Singapore is banning additional cars on its roads starting next February in an effort to curb over-congestion in the tiny city-state.
Singapore’s Land Transport Authority (LTA) announced it would cut its permitted vehicle growth rate from 0.25% per year to 0%, Reuters reports. The government said the move, which will be reviewed in 2020, was due to land scarcity and billions of dollars in planned public transit ventures.
Some 12% of Singapore’s total land area, which is only about 277 sq. mi., is taken up by roads, according to LTA. There were just over 600,000 vehicles on Singapore’s roads in 2016, according to government statistics. Increasing vehicle ownership, combined with limited land area “poses a stiff challenge to our urban quality of life,” LTA said on its website.
Singapore, whose population of 5.56 million has grown nearly 40% since 2000, tightly controls the ownership and sale of vehicles through a bidding process and an annual growth rate that caps the total number of vehicles on the city-state’s roads.
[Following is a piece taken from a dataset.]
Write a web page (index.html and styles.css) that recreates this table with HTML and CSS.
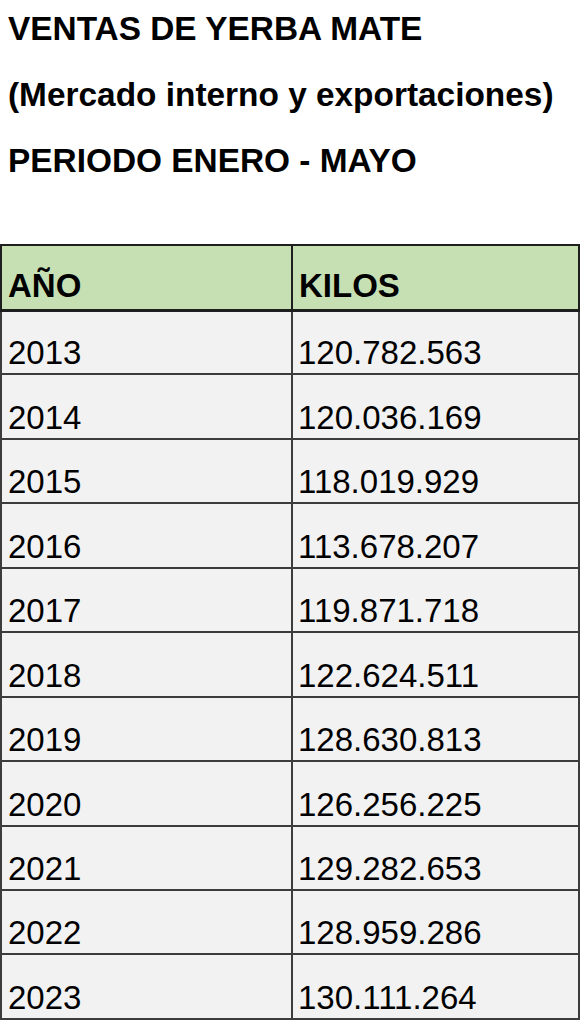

A car in Singapore can cost four times as much as in the U.S.
Instead, Singapore is focusing on public transit—S$20 billion ($14.7 billion) for new railway infrastructure and $2.9 billion on upgrading existing train lines, as well as another $2.9 billion on bus contract subsidies over the next five years, according to LTA. A planned 31-mile Cross Island MRT line (CRL), is expected to be finished in 2030 and accommodate 600,000 daily riders.
The annual vehicle growth rate for goods vehicles and buses will stay at 0.25% until the first quarter of 2021, LTA said.